=== DATASET SECTION ===
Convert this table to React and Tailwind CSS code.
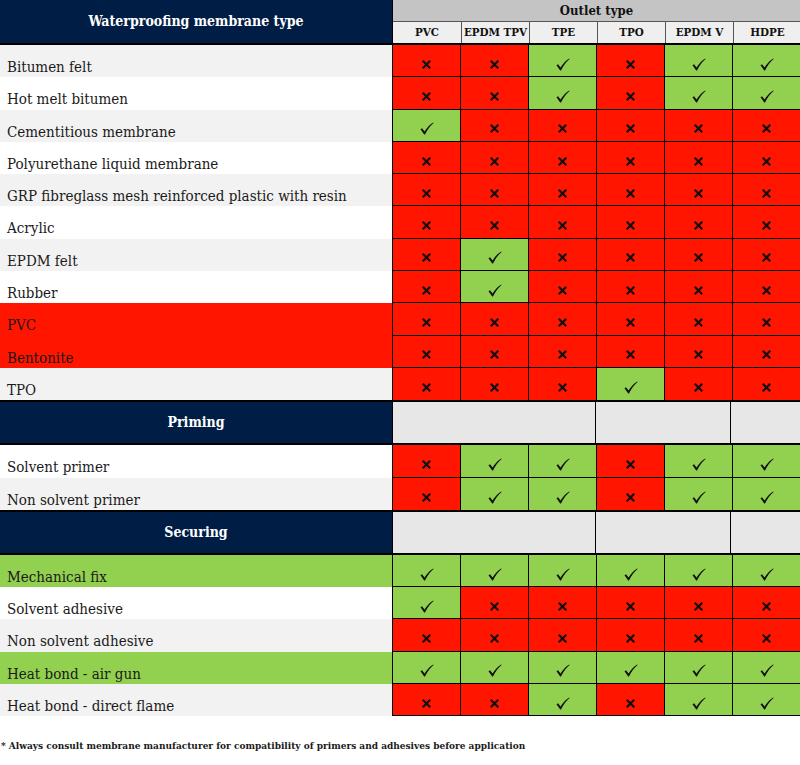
import React from 'react';

const cols = ['PVC', 'EPDM TPV', 'TPE', 'TPO', 'EPDM V', 'HDPE'];

// 1 = compatible (green tick), 0 = not compatible (red cross)
const membranes = [
  { name: 'Bitumen felt', bg: 'bg-[#f2f2f2]', v: [0, 0, 1, 0, 1, 1] },
  { name: 'Hot melt bitumen', bg: 'bg-white', v: [0, 0, 1, 0, 1, 1] },
  { name: 'Cementitious membrane', bg: 'bg-[#f2f2f2]', v: [1, 0, 0, 0, 0, 0] },
  { name: 'Polyurethane liquid membrane', bg: 'bg-white', v: [0, 0, 0, 0, 0, 0] },
  { name: 'GRP fibreglass mesh reinforced plastic with resin', bg: 'bg-[#f2f2f2]', v: [0, 0, 0, 0, 0, 0] },
  { name: 'Acrylic', bg: 'bg-white', v: [0, 0, 0, 0, 0, 0] },
  { name: 'EPDM felt', bg: 'bg-[#f2f2f2]', v: [0, 1, 0, 0, 0, 0] },
  { name: 'Rubber', bg: 'bg-white', v: [0, 1, 0, 0, 0, 0] },
  { name: 'PVC', bg: 'bg-[#ff1500]', v: [0, 0, 0, 0, 0, 0] },
  { name: 'Bentonite', bg: 'bg-[#ff1500]', v: [0, 0, 0, 0, 0, 0] },
  { name: 'TPO', bg: 'bg-[#f2f2f2]', v: [0, 0, 0, 1, 0, 0] },
];

const priming = [
  { name: 'Solvent primer', bg: 'bg-white', v: [0, 1, 1, 0, 1, 1] },
  { name: 'Non solvent primer', bg: 'bg-[#f2f2f2]', v: [0, 1, 1, 0, 1, 1] },
];

const securing = [
  { name: 'Mechanical fix', bg: 'bg-[#92d050]', v: [1, 1, 1, 1, 1, 1] },
  { name: 'Solvent adhesive', bg: 'bg-white', v: [1, 0, 0, 0, 0, 0] },
  { name: 'Non solvent adhesive', bg: 'bg-[#f2f2f2]', v: [0, 0, 0, 0, 0, 0] },
  { name: 'Heat bond - air gun', bg: 'bg-[#92d050]', v: [1, 1, 1, 1, 1, 1] },
  { name: 'Heat bond - direct flame', bg: 'bg-[#f2f2f2]', v: [0, 0, 1, 0, 1, 1] },
];

const font = { fontFamily: '"DejaVu Serif", "Liberation Serif", serif' };

function Tick() {
  return (
    <svg width="14" height="13" viewBox="0 0 14 13">
      <path d="M0.5 7.2 L2 6.2 L4.6 9.6 Q8 3.5 13.2 0.4 L13.6 0.9 Q8.6 5 5 12.4 L4.2 12.4 Z" fill="#111" />
    </svg>
  );
}

function Cross() {
  return (
    <svg width="9" height="9" viewBox="0 0 9 9">
      <path d="M1.5 1.5 L7.5 7.5 M7.5 1.5 L1.5 7.5" stroke="#111" strokeWidth="2.2" strokeLinecap="square" />
    </svg>
  );
}

function DataRow({ row, last }) {
  return (
    <div className="grid h-[32.3px] grid-cols-[392px_repeat(6,68px)] grid-rows-[100%]">
      <div className={`${row.bg} flex items-start whitespace-nowrap pl-[7px] pt-[13px] text-[15px] leading-[18px] font-stretch-semi-condensed text-[#1a1a1a]`}>
        {row.name}
      </div>
      {row.v.map((ok, i) => (
        <div
          key={i}
          className={`flex items-center justify-center border-l border-black pt-[7px] ${
            last ? '' : 'border-b'
          } ${ok ? 'bg-[#92d050]' : 'bg-[#ff1500]'}`}
        >
          {ok ? <Tick /> : <Cross />}
        </div>
      ))}
    </div>
  );
}

function SectionHeader({ title }) {
  return (
    <div className="grid h-[45px] grid-cols-[392px_203px_135px_70px] border-y-2 border-black">
      <div className="flex items-center justify-center bg-[#001e45] text-[14px] font-bold font-stretch-semi-condensed text-white">
        {title}
      </div>
      <div className="border-l border-black bg-[#e7e7e7]" />
      <div className="border-l border-black bg-[#e7e7e7]" />
      <div className="border-l border-black bg-[#e7e7e7]" />
    </div>
  );
}

export default function App() {
  return (
    <div className="h-[765px] w-[800px] bg-white" style={font}>
      <div className="w-[800px]">
        {/* Header */}
        <div className="grid h-[45px] grid-cols-[392px_408px] grid-rows-[43px] border-b-2 border-black">
          <div className="flex items-center justify-center bg-[#001e45] pb-[1px] text-[14px] font-bold font-stretch-semi-condensed text-white">
            Waterproofing membrane type
          </div>
          <div className="flex flex-col border-l border-black">
            <div className="flex h-[21px] items-center justify-center bg-[#c4c4c4] text-[13px] font-semibold font-stretch-semi-condensed text-[#111]">
              Outlet type
            </div>
            <div className="grid h-[22px] grid-cols-[repeat(6,68px)]">
              {cols.map((c) => (
                <div
                  key={c}
                  className="flex items-center justify-center whitespace-nowrap border-t border-l border-[#555] bg-[#efefef] text-[11.5px] font-semibold font-stretch-condensed text-[#111] first:border-l-0"
                >
                  {c}
                </div>
              ))}
            </div>
          </div>
        </div>

        {membranes.map((r, i) => (
          <DataRow key={r.name} row={r} last={i === membranes.length - 1} />
        ))}

        <SectionHeader title="Priming" />

        {priming.map((r, i) => (
          <DataRow key={r.name} row={r} last={i === priming.length - 1} />
        ))}

        <SectionHeader title="Securing" />

        {securing.map((r) => (
          <DataRow key={r.name} row={r} />
        ))}
      </div>

      <p className="mt-[22px] whitespace-nowrap pl-px text-[10px] font-bold font-stretch-condensed text-[#1a1a1a]">
        * Always consult membrane manufacturer for compatibility of primers and adhesives before application
      </p>
    </div>
  );
}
===
-- TASK STATEMENT --
The data above should be repeated exactly, minus any pictures.

-- ANSWER FOR THIS EXERCISE --
Convert this table to React and Tailwind CSS code.
import React from 'react';

const cols = ['PVC', 'EPDM TPV', 'TPE', 'TPO', 'EPDM V', 'HDPE'];

// 1 = compatible (green tick), 0 = not compatible (red cross)
const membranes = [
  { name: 'Bitumen felt', bg: 'bg-[#f2f2f2]', v: [0, 0, 1, 0, 1, 1] },
  { name: 'Hot melt bitumen', bg: 'bg-white', v: [0, 0, 1, 0, 1, 1] },
  { name: 'Cementitious membrane', bg: 'bg-[#f2f2f2]', v: [1, 0, 0, 0, 0, 0] },
  { name: 'Polyurethane liquid membrane', bg: 'bg-white', v: [0, 0, 0, 0, 0, 0] },
  { name: 'GRP fibreglass mesh reinforced plastic with resin', bg: 'bg-[#f2f2f2]', v: [0, 0, 0, 0, 0, 0] },
  { name: 'Acrylic', bg: 'bg-white', v: [0, 0, 0, 0, 0, 0] },
  { name: 'EPDM felt', bg: 'bg-[#f2f2f2]', v: [0, 1, 0, 0, 0, 0] },
  { name: 'Rubber', bg: 'bg-white', v: [0, 1, 0, 0, 0, 0] },
  { name: 'PVC', bg: 'bg-[#ff1500]', v: [0, 0, 0, 0, 0, 0] },
  { name: 'Bentonite', bg: 'bg-[#ff1500]', v: [0, 0, 0, 0, 0, 0] },
  { name: 'TPO', bg: 'bg-[#f2f2f2]', v: [0, 0, 0, 1, 0, 0] },
];

const priming = [
  { name: 'Solvent primer', bg: 'bg-white', v: [0, 1, 1, 0, 1, 1] },
  { name: 'Non solvent primer', bg: 'bg-[#f2f2f2]', v: [0, 1, 1, 0, 1, 1] },
];

const securing = [
  { name: 'Mechanical fix', bg: 'bg-[#92d050]', v: [1, 1, 1, 1, 1, 1] },
  { name: 'Solvent adhesive', bg: 'bg-white', v: [1, 0, 0, 0, 0, 0] },
  { name: 'Non solvent adhesive', bg: 'bg-[#f2f2f2]', v: [0, 0, 0, 0, 0, 0] },
  { name: 'Heat bond - air gun', bg: 'bg-[#92d050]', v: [1, 1, 1, 1, 1, 1] },
  { name: 'Heat bond - direct flame', bg: 'bg-[#f2f2f2]', v: [0, 0, 1, 0, 1, 1] },
];

const font = { fontFamily: '"DejaVu Serif", "Liberation Serif", serif' };

function Tick() {
  return (
    <svg width="14" height="13" viewBox="0 0 14 13">
      <path d="M0.5 7.2 L2 6.2 L4.6 9.6 Q8 3.5 13.2 0.4 L13.6 0.9 Q8.6 5 5 12.4 L4.2 12.4 Z" fill="#111" />
    </svg>
  );
}

function Cross() {
  return (
    <svg width="9" height="9" viewBox="0 0 9 9">
      <path d="M1.5 1.5 L7.5 7.5 M7.5 1.5 L1.5 7.5" stroke="#111" strokeWidth="2.2" strokeLinecap="square" />
    </svg>
  );
}

function DataRow({ row, last }) {
  return (
    <div className="grid h-[32.3px] grid-cols-[392px_repeat(6,68px)] grid-rows-[100%]">
      <div className={`${row.bg} flex items-start whitespace-nowrap pl-[7px] pt-[13px] text-[15px] leading-[18px] font-stretch-semi-condensed text-[#1a1a1a]`}>
        {row.name}
      </div>
      {row.v.map((ok, i) => (
        <div
          key={i}
          className={`flex items-center justify-center border-l border-black pt-[7px] ${
            last ? '' : 'border-b'
          } ${ok ? 'bg-[#92d050]' : 'bg-[#ff1500]'}`}
        >
          {ok ? <Tick /> : <Cross />}
        </div>
      ))}
    </div>
  );
}

function SectionHeader({ title }) {
  return (
    <div className="grid h-[45px] grid-cols-[392px_203px_135px_70px] border-y-2 border-black">
      <div className="flex items-center justify-center bg-[#001e45] text-[14px] font-bold font-stretch-semi-condensed text-white">
        {title}
      </div>
      <div className="border-l border-black bg-[#e7e7e7]" />
      <div className="border-l border-black bg-[#e7e7e7]" />
      <div className="border-l border-black bg-[#e7e7e7]" />
    </div>
  );
}

export default function App() {
  return (
    <div className="h-[765px] w-[800px] bg-white" style={font}>
      <div className="w-[800px]">
        {/* Header */}
        <div className="grid h-[45px] grid-cols-[392px_408px] grid-rows-[43px] border-b-2 border-black">
          <div className="flex items-center justify-center bg-[#001e45] pb-[1px] text-[14px] font-bold font-stretch-semi-condensed text-white">
            Waterproofing membrane type
          </div>
          <div className="flex flex-col border-l border-black">
            <div className="flex h-[21px] items-center justify-center bg-[#c4c4c4] text-[13px] font-semibold font-stretch-semi-condensed text-[#111]">
              Outlet type
            </div>
            <div className="grid h-[22px] grid-cols-[repeat(6,68px)]">
              {cols.map((c) => (
                <div
                  key={c}
                  className="flex items-center justify-center whitespace-nowrap border-t border-l border-[#555] bg-[#efefef] text-[11.5px] font-semibold font-stretch-condensed text-[#111] first:border-l-0"
                >
                  {c}
                </div>
              ))}
            </div>
          </div>
        </div>

        {membranes.map((r, i) => (
          <DataRow key={r.name} row={r} last={i === membranes.length - 1} />
        ))}

        <SectionHeader title="Priming" />

        {priming.map((r, i) => (
          <DataRow key={r.name} row={r} last={i === priming.length - 1} />
        ))}

        <SectionHeader title="Securing" />

        {securing.map((r) => (
          <DataRow key={r.name} row={r} />
        ))}
      </div>

      <p className="mt-[22px] whitespace-nowrap pl-px text-[10px] font-bold font-stretch-condensed text-[#1a1a1a]">
        * Always consult membrane manufacturer for compatibility of primers and adhesives before application
      </p>
    </div>
  );
}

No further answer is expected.